EXERCISE –
Whenever a line below holds the word "index", copy that line.

DATASET SECTION –
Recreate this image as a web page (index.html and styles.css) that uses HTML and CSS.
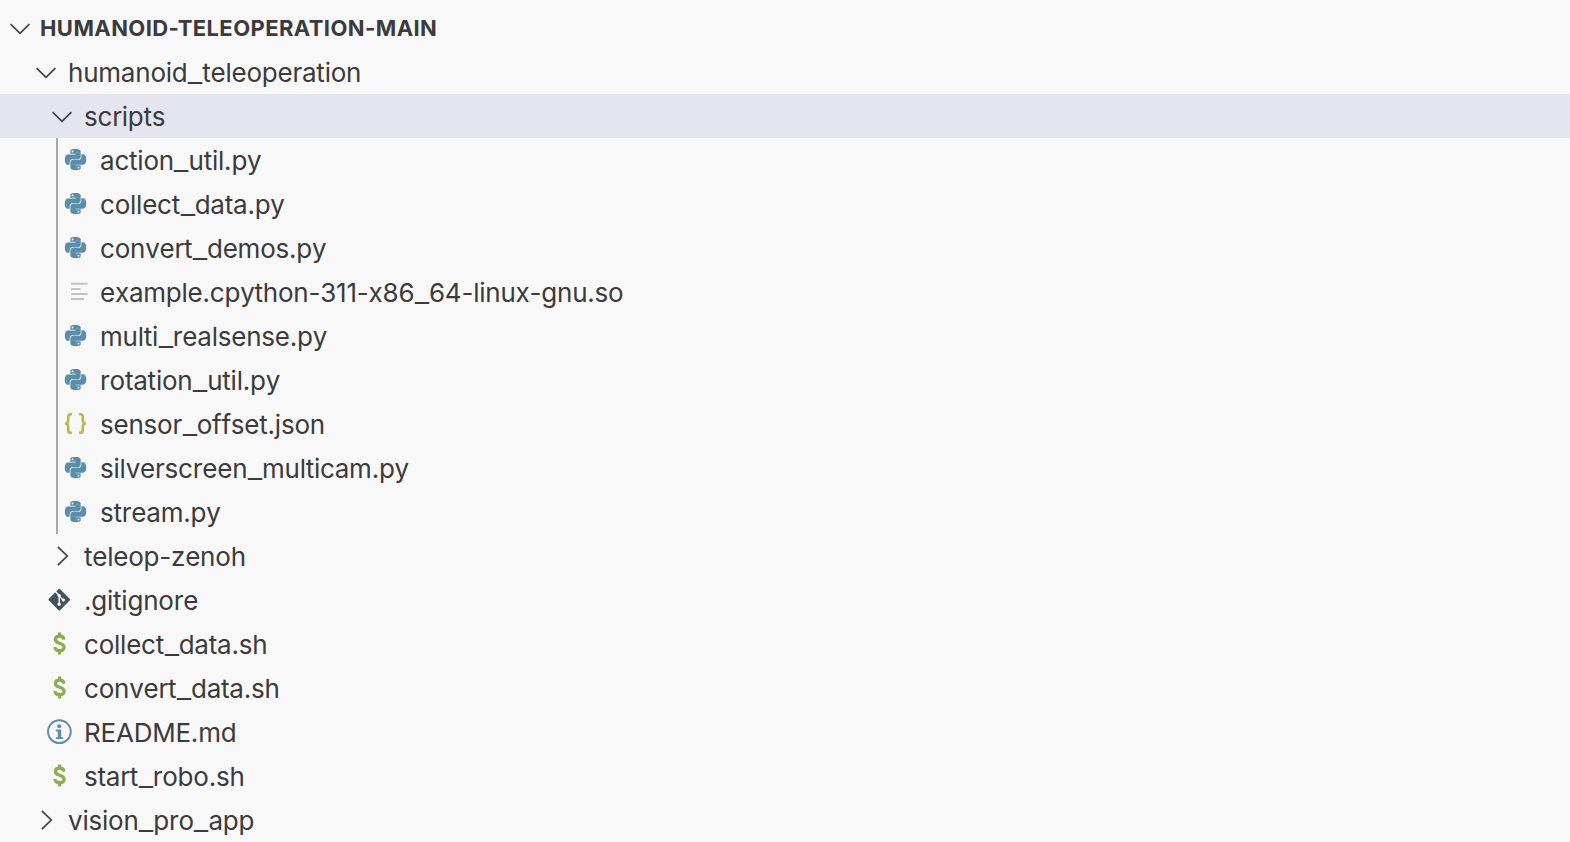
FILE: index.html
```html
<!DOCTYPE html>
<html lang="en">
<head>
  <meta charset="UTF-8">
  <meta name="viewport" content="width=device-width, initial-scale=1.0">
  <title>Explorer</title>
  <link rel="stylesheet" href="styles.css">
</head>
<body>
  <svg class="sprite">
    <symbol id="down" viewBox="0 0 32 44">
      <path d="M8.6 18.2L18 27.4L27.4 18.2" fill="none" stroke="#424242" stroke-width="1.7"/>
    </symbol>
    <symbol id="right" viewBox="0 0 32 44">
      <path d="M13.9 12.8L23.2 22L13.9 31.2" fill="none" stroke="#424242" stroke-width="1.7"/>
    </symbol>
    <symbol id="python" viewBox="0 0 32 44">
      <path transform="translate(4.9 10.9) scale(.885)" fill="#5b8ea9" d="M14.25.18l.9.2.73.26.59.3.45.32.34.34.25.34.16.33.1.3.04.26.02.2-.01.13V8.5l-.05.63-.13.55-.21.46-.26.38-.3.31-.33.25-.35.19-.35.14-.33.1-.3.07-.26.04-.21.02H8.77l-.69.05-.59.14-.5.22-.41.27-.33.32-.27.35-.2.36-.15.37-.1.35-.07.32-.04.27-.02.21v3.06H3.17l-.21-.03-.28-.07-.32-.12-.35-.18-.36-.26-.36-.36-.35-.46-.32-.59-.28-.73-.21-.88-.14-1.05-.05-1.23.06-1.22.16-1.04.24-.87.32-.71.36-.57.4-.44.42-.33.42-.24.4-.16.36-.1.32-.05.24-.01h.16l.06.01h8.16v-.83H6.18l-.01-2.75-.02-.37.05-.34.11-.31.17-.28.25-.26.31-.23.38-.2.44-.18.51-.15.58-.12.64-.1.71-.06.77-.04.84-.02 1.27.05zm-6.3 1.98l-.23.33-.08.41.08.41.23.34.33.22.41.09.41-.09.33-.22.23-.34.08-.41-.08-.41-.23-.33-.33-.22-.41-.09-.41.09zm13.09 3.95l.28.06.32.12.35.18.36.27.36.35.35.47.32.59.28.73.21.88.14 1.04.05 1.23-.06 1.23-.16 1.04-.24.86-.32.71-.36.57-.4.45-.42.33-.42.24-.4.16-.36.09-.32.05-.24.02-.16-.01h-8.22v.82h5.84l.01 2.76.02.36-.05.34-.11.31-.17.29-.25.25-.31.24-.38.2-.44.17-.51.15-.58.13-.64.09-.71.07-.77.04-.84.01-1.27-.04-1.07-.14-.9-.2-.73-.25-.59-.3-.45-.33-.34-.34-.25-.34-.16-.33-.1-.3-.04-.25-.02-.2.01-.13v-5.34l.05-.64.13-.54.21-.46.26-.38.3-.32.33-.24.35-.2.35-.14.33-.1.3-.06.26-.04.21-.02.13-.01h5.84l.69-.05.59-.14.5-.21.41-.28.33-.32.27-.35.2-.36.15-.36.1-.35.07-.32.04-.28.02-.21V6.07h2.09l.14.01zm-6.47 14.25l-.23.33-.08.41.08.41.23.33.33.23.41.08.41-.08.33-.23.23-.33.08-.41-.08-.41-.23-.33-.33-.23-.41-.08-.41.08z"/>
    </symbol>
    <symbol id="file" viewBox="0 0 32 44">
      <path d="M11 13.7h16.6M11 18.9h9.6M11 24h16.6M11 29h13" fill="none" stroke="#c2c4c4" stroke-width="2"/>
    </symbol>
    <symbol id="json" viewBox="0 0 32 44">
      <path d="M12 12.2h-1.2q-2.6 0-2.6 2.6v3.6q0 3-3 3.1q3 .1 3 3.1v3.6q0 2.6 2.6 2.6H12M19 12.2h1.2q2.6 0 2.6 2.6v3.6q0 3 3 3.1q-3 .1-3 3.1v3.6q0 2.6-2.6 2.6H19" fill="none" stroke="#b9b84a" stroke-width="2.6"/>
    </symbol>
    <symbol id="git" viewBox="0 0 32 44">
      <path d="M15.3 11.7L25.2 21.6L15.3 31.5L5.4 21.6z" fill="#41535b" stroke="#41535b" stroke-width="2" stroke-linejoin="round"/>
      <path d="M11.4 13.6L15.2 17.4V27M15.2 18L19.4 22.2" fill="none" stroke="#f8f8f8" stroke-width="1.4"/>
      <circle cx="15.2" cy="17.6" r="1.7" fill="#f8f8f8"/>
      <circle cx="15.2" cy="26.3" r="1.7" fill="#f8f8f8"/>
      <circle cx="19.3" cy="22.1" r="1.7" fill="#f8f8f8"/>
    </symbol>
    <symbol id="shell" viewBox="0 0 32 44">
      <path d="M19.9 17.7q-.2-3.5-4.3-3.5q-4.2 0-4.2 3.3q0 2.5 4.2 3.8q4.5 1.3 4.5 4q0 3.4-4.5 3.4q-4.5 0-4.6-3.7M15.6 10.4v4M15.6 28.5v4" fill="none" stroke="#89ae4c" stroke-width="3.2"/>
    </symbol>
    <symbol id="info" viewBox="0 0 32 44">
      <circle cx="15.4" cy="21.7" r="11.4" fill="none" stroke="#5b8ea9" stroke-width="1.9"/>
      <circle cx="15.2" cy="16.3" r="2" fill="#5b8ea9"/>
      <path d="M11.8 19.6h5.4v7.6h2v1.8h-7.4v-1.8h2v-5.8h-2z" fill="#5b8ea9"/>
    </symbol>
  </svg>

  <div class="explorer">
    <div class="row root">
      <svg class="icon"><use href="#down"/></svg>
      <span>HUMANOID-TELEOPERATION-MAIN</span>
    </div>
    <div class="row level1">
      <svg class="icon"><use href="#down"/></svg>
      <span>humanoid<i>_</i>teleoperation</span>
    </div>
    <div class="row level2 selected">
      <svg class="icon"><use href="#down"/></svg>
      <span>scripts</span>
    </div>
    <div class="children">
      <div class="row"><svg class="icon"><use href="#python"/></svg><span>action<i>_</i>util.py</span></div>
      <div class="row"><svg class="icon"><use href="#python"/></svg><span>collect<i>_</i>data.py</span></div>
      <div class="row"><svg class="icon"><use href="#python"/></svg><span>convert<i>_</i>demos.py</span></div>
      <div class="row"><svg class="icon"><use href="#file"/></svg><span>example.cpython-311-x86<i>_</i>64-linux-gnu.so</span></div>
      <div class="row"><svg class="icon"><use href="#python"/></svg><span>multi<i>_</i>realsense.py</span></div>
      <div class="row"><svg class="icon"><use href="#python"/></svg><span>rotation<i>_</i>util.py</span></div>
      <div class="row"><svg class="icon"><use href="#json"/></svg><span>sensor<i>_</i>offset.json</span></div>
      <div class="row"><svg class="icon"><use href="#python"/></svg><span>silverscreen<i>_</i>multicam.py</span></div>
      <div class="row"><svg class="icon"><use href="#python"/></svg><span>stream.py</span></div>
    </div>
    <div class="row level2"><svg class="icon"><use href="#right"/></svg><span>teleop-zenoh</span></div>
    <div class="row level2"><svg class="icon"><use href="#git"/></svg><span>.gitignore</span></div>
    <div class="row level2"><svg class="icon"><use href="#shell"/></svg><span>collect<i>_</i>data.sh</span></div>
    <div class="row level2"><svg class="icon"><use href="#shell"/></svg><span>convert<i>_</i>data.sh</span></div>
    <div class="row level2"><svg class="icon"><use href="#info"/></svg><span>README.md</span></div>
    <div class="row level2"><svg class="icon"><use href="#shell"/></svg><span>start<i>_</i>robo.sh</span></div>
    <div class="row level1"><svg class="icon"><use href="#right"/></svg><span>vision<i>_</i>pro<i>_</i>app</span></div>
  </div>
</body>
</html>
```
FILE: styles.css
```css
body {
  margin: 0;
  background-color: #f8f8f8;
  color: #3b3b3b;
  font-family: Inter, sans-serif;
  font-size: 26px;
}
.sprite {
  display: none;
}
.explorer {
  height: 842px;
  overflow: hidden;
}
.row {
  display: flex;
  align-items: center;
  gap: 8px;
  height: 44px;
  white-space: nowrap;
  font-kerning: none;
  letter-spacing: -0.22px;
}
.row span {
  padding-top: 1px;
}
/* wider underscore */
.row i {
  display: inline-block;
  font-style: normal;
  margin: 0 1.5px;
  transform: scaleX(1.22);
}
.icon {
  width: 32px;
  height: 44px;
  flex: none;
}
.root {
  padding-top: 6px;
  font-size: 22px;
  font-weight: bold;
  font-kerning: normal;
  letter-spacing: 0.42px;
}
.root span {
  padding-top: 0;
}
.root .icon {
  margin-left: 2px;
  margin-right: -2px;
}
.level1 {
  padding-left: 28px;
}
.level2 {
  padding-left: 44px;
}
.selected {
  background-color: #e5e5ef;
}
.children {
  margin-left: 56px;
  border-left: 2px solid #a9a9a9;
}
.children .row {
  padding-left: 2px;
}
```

SOLUTION TO THE PROBLEM –
Recreate this image as a web page (index.html and styles.css) that uses HTML and CSS.
FILE: index.html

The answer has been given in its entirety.